Some of these were birds which I now regularly see at home but saw for the first time in Norway – sparrowhawk, golden plover, raven, dipper, wheatear, long-tailed tit, tree sparrow and reed bunting. Others were birds which are easy to see on the mainland but not in Ireland – nuthatch, willow tit, and redstart. The third group were continental specialities such as nutcracker, white wagtail, garden warbler, bluethroat, twite and Lapland bunting. I must admit to a pang of conscience about the garden warbler. 42 years down the line I fear it was either a chiffchaff or a willow warbler. I remember the bluethroat, nuthatch and Lapland bunting clearly and I also remember struggling to identify juvenile starlings which I was not familiar with.
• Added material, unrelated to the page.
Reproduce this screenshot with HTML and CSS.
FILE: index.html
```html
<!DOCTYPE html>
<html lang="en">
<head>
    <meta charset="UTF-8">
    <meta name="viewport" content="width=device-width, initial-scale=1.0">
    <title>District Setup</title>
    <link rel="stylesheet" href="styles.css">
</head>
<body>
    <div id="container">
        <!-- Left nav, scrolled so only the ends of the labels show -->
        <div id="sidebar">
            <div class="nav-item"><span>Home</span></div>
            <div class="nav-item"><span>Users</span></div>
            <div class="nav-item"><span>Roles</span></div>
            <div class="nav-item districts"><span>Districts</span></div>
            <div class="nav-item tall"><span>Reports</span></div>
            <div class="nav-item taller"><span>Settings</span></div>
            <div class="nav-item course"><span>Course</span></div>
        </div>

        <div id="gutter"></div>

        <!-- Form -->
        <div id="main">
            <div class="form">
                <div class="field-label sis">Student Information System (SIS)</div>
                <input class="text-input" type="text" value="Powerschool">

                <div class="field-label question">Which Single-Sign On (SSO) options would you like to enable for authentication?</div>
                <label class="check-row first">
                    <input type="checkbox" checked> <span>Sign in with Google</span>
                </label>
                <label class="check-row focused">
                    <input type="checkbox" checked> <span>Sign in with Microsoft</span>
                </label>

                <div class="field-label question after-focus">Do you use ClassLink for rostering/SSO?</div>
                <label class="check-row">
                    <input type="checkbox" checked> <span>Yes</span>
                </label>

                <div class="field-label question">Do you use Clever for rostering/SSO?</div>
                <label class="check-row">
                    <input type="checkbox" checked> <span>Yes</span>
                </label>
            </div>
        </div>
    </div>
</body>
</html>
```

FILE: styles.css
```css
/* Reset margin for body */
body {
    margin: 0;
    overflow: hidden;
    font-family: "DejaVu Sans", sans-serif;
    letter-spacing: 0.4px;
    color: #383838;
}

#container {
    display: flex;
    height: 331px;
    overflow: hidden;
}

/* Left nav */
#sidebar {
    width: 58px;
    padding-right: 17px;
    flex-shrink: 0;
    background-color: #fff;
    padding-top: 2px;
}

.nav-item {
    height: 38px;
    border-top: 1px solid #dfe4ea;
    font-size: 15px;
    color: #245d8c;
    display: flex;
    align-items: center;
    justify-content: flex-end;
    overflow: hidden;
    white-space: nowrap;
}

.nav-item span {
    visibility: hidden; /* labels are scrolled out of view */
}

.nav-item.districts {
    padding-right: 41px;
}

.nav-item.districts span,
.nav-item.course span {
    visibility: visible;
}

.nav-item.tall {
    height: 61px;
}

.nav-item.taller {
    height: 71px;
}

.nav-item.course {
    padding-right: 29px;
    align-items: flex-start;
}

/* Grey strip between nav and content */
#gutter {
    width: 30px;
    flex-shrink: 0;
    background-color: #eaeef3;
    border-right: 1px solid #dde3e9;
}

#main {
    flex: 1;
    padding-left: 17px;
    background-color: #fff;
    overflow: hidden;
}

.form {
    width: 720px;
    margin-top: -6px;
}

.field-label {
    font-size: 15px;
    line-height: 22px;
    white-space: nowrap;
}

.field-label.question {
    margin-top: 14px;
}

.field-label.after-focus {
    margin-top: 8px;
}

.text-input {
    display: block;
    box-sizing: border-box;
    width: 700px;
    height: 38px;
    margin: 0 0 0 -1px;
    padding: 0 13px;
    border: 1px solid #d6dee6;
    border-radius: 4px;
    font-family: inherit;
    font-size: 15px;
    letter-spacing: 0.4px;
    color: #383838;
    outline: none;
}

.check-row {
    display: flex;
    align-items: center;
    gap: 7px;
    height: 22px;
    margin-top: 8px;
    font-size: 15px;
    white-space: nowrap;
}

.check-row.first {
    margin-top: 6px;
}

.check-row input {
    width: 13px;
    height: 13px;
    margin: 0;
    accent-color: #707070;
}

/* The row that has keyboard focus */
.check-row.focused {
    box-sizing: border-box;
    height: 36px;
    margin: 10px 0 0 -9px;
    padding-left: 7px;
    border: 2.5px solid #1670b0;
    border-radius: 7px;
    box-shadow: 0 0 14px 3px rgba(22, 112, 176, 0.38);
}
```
It was a good but expensive, holiday for a young couple not long married and before kids came along.
Fast forward to 2015 and Northern Ireland drew Norway in the World Cup qualifiers in October 2017and suddenly there is a reason to go back and to stay in Oslo with a Norwegian friend who is married and lives in Bangor but keeps a flat in Oslo. We were really supposed to be there in spring but October would have to do. Hence we flew into Oslo for a five day/six night mini break with Ingeborg in a flat at Bergkrystallen at the end of Metro Line 4. One thing hadn’t changed since 1975 – the prices were still horrendous. A piece of apple tart was £13.50, glass of wine £11, coffee £3.50, and beer up to £10 per pint. If you are birding in Oslo bring very deep pockets or stay with a friend.
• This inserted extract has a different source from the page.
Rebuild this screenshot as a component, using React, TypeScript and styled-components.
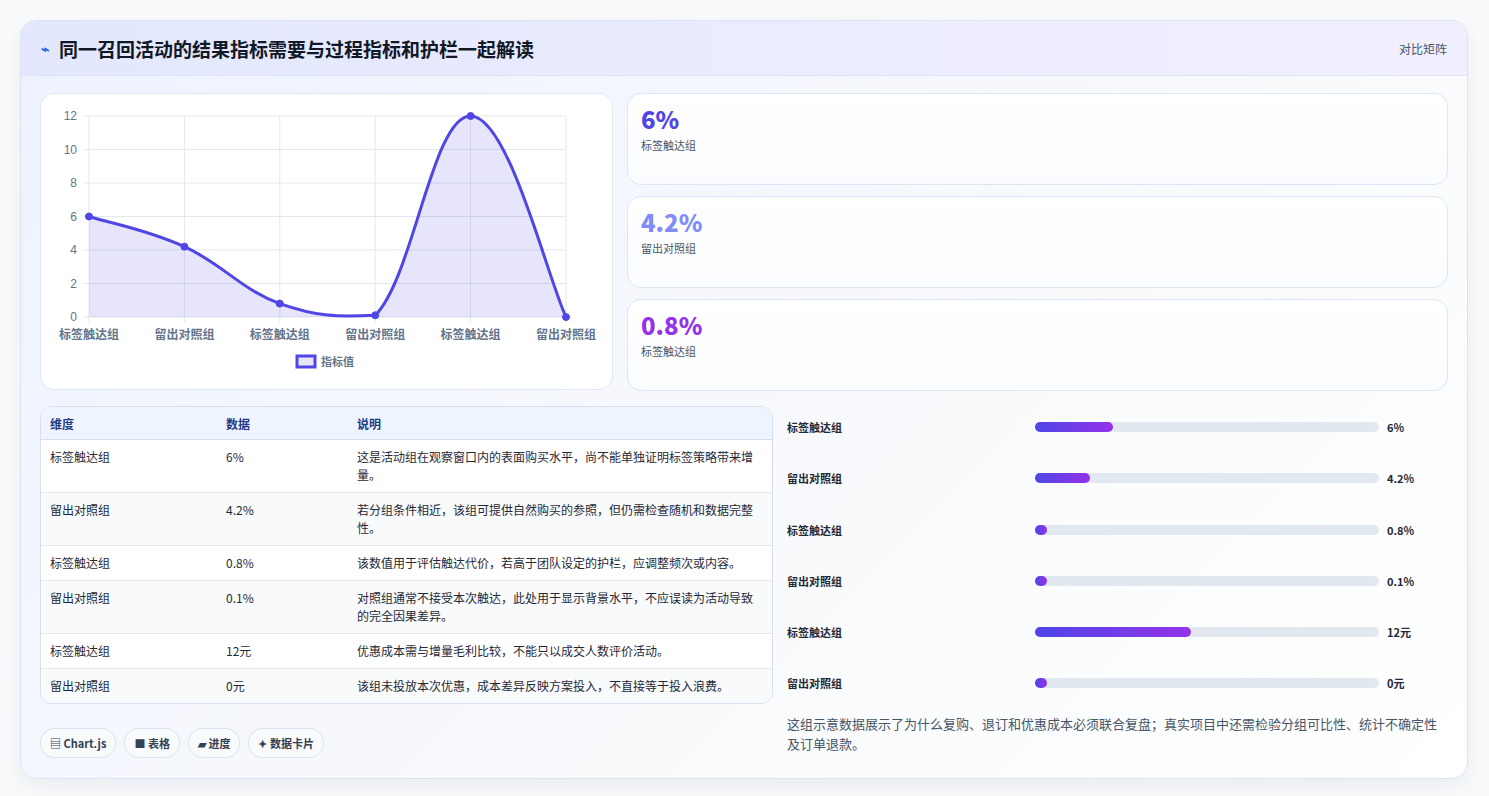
import React from "react";
import styled, { createGlobalStyle } from "styled-components";

const Global = createGlobalStyle`
  body { margin: 0; background: #f8fafc; font-family: "Noto Sans CJK SC", "Noto Sans", sans-serif; }
`;

const Page = styled.div`
  padding: 20px 21px 22px 20px;
  width: 1489px; box-sizing: border-box;
`;
const Card = styled.div`
  border: 1px solid #dbe3f4; border-radius: 16px; overflow: hidden;
  background: linear-gradient(135deg, #eef2ff 0%, #f8fafc 60%, #ffffff 100%);
  box-shadow: 0 8px 20px rgba(15,23,42,0.06);
`;
const Header = styled.div`
  height: 54px; display: flex; align-items: center; justify-content: space-between;
  padding: 0 20px; border-bottom: 1px solid #dde5f5;
  background: linear-gradient(90deg, #e3e8fe, #f1efff);
`;
const Title = styled.h1`
  margin: 0; font-size: 19px; font-weight: 700; color: #111827; display: flex; align-items: center; gap: 10px;
`;
const Icon = styled.span` color: #2563eb; font-size: 14px; `;
const HeadTag = styled.span` font-size: 12px; color: #475569; `;
const Body = styled.div` padding: 17px 19px 20px 19px; display: flex; flex-direction: column; gap: 15px; `;
const Row = styled.div` display: grid; grid-template-columns: 573px 1fr; gap: 14px; `;
const Row2 = styled.div` display: grid; grid-template-columns: 733px 1fr; gap: 14px; `;
const ChartBox = styled.div`
  height: 297px; box-sizing: border-box; background: #fff; border: 1px solid #e2e8f0; border-radius: 14px;
`;
const Stats = styled.div` display: flex; flex-direction: column; gap: 11px; `;
const Stat = styled.div`
  height: 92px; box-sizing: border-box; padding: 11px 13px; border: 1px solid #dde6f5; border-radius: 14px;
  background: linear-gradient(180deg, #ffffff, #fbfcff);
`;
const StatVal = styled.div<{ c: string }>` font-size: 24px; font-weight: 800; color: ${p => p.c}; line-height: 1.2; `;
const StatLbl = styled.div` font-size: 11px; color: #475569; margin-top: 3px; `;
const Left = styled.div` display: flex; flex-direction: column; gap: 24px; `;
const TableWrap = styled.div` border: 1px solid #d8dfea; border-radius: 12px; overflow: hidden; background: #fff; `;
const Table = styled.table`
  width: 100%; border-collapse: collapse; font-size: 12px; color: #1f2937;
  th { background: #eff5ff; color: #1e3a8a; text-align: left; font-weight: 600; height: 32px; padding: 0 9px; border-bottom: 1px solid #d8dfea; }
  td { padding: 8px 9px; vertical-align: top; line-height: 18px; border-bottom: 1px solid #e2e8f0; }
  tr:nth-child(even) td { background: #f8fafc; }
  tr:last-child td { border-bottom: none; }
`;
const Chips = styled.div` display: flex; gap: 8px; `;
const Chip = styled.span`
  font-size: 11px; font-weight: 600; color: #334155; padding: 6px 9px; border: 1px solid #dbe3ee; border-radius: 14px; background: #f8fafc;
`;
const Right = styled.div` display: flex; flex-direction: column; `;
const Bars = styled.div` display: flex; flex-direction: column; padding-top: 13px; `;
const BarRow = styled.div` height: 51.3px; display: grid; grid-template-columns: 248px 344px 1fr; align-items: start; `;
const BarLbl = styled.span` font-size: 11px; color: #1f2937; font-weight: 600; line-height: 16px; `;
const Track = styled.div` height: 10px; margin-top: 3px; background: #e2e8f0; border-radius: 5px; `;
const Fill = styled.div` height: 100%; min-width: 12px; border-radius: 5px; background: linear-gradient(90deg, #4f46e5, #9333ea); `;
const BarVal = styled.span` font-size: 11px; font-weight: 700; color: #1f2937; padding-left: 8px; line-height: 16px; `;
const Note = styled.p` margin: -13px 0 0; font-size: 13px; line-height: 20px; color: #475569; `;

const vals = [6, 4.2, 0.8, 0.1, 12, 0];
const labels = ["标签触达组", "留出对照组", "标签触达组", "留出对照组", "标签触达组", "留出对照组"];
const disp = ["6%", "4.2%", "0.8%", "0.1%", "12元", "0元"];
const notes = [
  "这是活动组在观察窗口内的表面购买水平，尚不能单独证明标签策略带来增量。",
  "若分组条件相近，该组可提供自然购买的参照，但仍需检查随机和数据完整性。",
  "该数值用于评估触达代价，若高于团队设定的护栏，应调整频次或内容。",
  "对照组通常不接受本次触达，此处用于显示背景水平，不应误读为活动导致的完全因果差异。",
  "优惠成本需与增量毛利比较，不能只以成交人数评价活动。",
  "该组未投放本次优惠，成本差异反映方案投入，不直接等于投入浪费。",
];

function LineChart() {
  const x0 = 48, x1 = 525, yTop = 22, yBot = 223;
  const pts = vals.map((v, i) => [x0 + (i * (x1 - x0)) / 5, yBot - (v / 12) * (yBot - yTop)]);
  let d = `M${pts[0][0]},${pts[0][1]}`;
  const t = 0.4;
  for (let i = 0; i < pts.length - 1; i++) {
    const p0 = pts[i - 1] || pts[i], p1 = pts[i], p2 = pts[i + 1], p3 = pts[i + 2] || p2;
    const c1 = [p1[0] + (p2[0] - p0[0]) * t / 2, p1[1] + (p2[1] - p0[1]) * t / 2];
    const c2 = [p2[0] - (p3[0] - p1[0]) * t / 2, p2[1] - (p3[1] - p1[1]) * t / 2];
    d += ` C${c1[0]},${Math.min(c1[1], yBot)} ${c2[0]},${Math.min(c2[1], yBot)} ${p2[0]},${p2[1]}`;
  }
  const area = d + ` L${x1},${yBot} L${x0},${yBot} Z`;
  return (
    <svg width="571" height="295" style={{ display: "block" }}>
      {[0, 2, 4, 6, 8, 10, 12].map(v => {
        const y = yBot - (v / 12) * (yBot - yTop);
        return <g key={v}>
          <line x1={x0 - 5} x2={x1} y1={y} y2={y} stroke="#e5e7ef" />
          <text x={x0 - 12} y={y + 4} textAnchor="end" fontSize="12" fill="#64748b" fontFamily="Liberation Sans, sans-serif">{v}</text>
        </g>;
      })}
      {pts.map((p, i) => <g key={i}>
        <line x1={p[0]} x2={p[0]} y1={yTop} y2={yBot + 5} stroke="#e5e7ef" />
        <text x={p[0]} y={yBot + 22} textAnchor="middle" fontSize="12" fontWeight="600" fill="#64748b">{labels[i]}</text>
      </g>)}
      <path d={area} fill="rgba(79,70,229,0.14)" />
      <path d={d} fill="none" stroke="#4f46e5" strokeWidth="3" />
      {pts.map((p, i) => <circle key={i} cx={p[0]} cy={p[1]} r="3.5" fill="#4f46e5" stroke="#4f46e5" strokeWidth="1" />)}
      <rect x="256" y="262" width="18" height="11" fill="rgba(79,70,229,0.14)" stroke="#4f46e5" strokeWidth="3" />
      <text x="280" y="272" fontSize="11" fontWeight="600" fill="#64748b">指标值</text>
    </svg>
  );
}

export default function App() {
  return (
    <Page>
      <Global />
      <Card>
        <Header>
          <Title><Icon>⌁</Icon>同一召回活动的结果指标需要与过程指标和护栏一起解读</Title>
          <HeadTag>对比矩阵</HeadTag>
        </Header>
        <Body>
          <Row>
            <ChartBox><LineChart /></ChartBox>
            <Stats>
              <Stat><StatVal c="#4f46e5">6%</StatVal><StatLbl>标签触达组</StatLbl></Stat>
              <Stat><StatVal c="#818cf8">4.2%</StatVal><StatLbl>留出对照组</StatLbl></Stat>
              <Stat><StatVal c="#9333ea">0.8%</StatVal><StatLbl>标签触达组</StatLbl></Stat>
            </Stats>
          </Row>
          <Row2>
            <Left>
              <TableWrap>
                <Table>
                  <thead><tr><th style={{ width: 158 }}>维度</th><th style={{ width: 113 }}>数据</th><th>说明</th></tr></thead>
                  <tbody>
                    {labels.map((l, i) => <tr key={i}><td>{l}</td><td>{disp[i]}</td><td>{notes[i]}</td></tr>)}
                  </tbody>
                </Table>
              </TableWrap>
              <Chips>
                <Chip>▤ Chart.js</Chip><Chip>■ 表格</Chip><Chip>▰ 进度</Chip><Chip>✦ 数据卡片</Chip>
              </Chips>
            </Left>
            <Right>
              <Bars>
                {labels.map((l, i) => <BarRow key={i}>
                  <BarLbl>{l}</BarLbl>
                  <Track><Fill style={{ width: `${(vals[i] / 26.5) * 100}%` }} /></Track>
                  <BarVal>{disp[i]}</BarVal>
                </BarRow>)}
              </Bars>
              <Note>这组示意数据展示了为什么复购、退订和优惠成本必须联合复盘；真实项目中还需检验分组可比性、统计不确定性及订单退款。</Note>
            </Right>
          </Row2>
        </Body>
      </Card>
    </Page>
  );
}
Birding was squeezed in along with football and sight-seeing but we did manage 36 species. Much of what we saw was easy to pick up and common – cormorant, mallard, herring gull, black headed gull, magpie, hooded crow, jackdaw, fieldfare, blue tit, great tit, and house sparrow. Fieldfares were everywhere and far outnumbered blackbirds which we only saw a couple of times.
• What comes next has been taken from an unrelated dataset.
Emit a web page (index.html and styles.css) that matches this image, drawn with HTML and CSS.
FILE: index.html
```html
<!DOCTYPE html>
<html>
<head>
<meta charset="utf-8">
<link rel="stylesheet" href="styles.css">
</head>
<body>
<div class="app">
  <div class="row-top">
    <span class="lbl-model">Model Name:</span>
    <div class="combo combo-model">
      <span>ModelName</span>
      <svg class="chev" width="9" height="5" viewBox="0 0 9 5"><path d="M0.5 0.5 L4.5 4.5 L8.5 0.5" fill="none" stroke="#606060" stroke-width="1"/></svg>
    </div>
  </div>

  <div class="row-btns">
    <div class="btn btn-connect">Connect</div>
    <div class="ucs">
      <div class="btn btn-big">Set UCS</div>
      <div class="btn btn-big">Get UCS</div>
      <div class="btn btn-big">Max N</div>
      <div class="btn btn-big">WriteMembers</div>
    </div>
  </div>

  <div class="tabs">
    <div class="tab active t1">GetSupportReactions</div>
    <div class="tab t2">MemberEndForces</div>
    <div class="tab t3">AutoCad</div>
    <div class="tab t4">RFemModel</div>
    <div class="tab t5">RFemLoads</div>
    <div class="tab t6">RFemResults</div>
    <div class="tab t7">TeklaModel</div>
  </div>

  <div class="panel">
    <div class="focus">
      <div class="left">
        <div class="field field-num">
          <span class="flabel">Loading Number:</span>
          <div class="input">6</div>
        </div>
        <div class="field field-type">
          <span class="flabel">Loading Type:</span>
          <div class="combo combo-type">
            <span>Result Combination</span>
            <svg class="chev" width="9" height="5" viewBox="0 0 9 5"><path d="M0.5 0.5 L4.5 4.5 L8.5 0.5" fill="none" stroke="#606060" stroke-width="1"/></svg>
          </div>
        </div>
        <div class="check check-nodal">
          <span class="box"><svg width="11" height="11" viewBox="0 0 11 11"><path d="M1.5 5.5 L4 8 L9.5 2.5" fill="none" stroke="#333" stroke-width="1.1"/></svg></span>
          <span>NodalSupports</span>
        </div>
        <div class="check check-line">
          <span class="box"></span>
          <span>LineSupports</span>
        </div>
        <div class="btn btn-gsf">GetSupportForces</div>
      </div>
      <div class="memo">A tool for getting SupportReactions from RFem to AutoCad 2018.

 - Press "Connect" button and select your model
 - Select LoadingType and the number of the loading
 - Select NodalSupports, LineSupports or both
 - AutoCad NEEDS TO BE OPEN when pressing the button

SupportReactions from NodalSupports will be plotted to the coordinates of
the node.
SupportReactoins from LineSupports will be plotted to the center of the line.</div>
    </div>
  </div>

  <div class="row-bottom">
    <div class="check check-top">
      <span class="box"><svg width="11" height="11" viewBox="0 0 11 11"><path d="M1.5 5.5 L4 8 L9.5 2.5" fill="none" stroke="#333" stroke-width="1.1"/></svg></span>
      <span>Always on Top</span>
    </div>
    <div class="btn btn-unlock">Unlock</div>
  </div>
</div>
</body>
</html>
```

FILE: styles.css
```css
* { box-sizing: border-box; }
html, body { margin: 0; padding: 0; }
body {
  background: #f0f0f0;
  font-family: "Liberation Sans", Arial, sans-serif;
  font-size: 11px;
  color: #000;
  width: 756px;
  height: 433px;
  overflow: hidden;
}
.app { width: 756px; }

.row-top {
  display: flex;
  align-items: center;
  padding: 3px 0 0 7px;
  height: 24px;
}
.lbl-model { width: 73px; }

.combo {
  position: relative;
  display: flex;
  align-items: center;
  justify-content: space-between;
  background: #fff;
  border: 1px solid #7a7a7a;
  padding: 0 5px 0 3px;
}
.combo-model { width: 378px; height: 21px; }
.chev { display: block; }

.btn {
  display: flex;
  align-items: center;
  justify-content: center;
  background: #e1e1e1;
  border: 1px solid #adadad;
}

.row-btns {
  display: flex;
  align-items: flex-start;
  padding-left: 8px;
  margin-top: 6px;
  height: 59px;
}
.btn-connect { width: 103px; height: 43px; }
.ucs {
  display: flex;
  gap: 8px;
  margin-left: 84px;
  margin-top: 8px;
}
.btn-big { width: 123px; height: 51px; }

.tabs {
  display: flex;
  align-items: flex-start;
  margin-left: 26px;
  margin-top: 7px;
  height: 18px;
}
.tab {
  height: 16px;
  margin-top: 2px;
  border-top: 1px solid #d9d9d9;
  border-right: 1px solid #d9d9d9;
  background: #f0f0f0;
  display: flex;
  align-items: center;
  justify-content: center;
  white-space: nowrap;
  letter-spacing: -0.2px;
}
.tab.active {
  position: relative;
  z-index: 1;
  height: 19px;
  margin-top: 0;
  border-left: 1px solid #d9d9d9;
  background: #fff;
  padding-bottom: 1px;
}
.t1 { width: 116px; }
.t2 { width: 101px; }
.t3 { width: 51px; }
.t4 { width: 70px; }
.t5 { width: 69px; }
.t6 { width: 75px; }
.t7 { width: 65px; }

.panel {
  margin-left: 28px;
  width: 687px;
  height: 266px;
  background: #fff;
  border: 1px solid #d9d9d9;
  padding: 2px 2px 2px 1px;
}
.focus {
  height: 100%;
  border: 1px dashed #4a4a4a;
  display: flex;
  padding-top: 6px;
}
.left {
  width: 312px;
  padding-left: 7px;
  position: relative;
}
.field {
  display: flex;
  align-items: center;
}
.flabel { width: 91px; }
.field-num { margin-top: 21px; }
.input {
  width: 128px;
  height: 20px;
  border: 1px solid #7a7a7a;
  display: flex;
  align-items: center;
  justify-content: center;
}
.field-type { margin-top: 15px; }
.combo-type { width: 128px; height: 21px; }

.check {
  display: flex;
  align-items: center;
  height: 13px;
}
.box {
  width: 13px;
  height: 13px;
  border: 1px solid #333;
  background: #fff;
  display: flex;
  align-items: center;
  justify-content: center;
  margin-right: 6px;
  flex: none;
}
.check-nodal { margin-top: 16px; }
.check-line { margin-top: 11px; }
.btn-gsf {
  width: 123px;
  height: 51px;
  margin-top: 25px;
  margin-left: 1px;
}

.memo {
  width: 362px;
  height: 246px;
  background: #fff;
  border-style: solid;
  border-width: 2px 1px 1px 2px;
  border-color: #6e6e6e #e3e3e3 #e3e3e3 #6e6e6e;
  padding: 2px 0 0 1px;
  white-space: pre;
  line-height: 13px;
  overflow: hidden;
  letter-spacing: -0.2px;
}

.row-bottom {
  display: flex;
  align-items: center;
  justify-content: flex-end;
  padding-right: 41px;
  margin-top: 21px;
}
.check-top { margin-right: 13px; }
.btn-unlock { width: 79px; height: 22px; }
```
The first walk we did was round Sognsvann Lake and we spotted treecreeper, willow tit and goldcrest.
Ostensjovannet added a good cross section of common species including feral greylag and Canada goose which I was not expecting to see. I was expecting coot, moorhen, little grebe, great-crested grebe, tufted, goldeneye, and mute swan.
A feeding siskin flock was a bonus as was the Scandanavian variety of long-tailed tit which has an all white head. No photos I am afraid but this blog by an English birder, Simon Rix, who lives in Oslo has some cracking shots taken at Ostensjovannet, possibly the same birds I saw! The blog is well worth following and I have been using it for 18 months to prepare for the trip. If you are visiting Oslo it is a must read.
The last morning saw us in the Botanical Gardens for an hour and a half before the rain came in and we were again surprised by the sheer numbers of fieldfares and crippling views of nutcrackers. Crossbills remained elusive, we think we heard them but could only see a nuthatch. There were also starlings, redwings, tree sparrows, blackbirds, robin and jay but the biggest surprise was a flyover jack snipe!! If I get back to Oslo I will be back there again, as it was a really good site.
Woodpigeons were scarce but we picked one up at Bergkrystallen. We also saw a great spotted woodpecker there as well as one at the ski jump. That only leaves the grey heron seen from the bus at Bygdoy to complete the set.Some birds gave close views for a phone shot.
|Herring gull on the Opera House taking in the stunning view?|
|House Sparrow at the Fram museum|
|Ringed black headed gull at the Fram museum|
Sorry couldn't get the number with an iPhone!!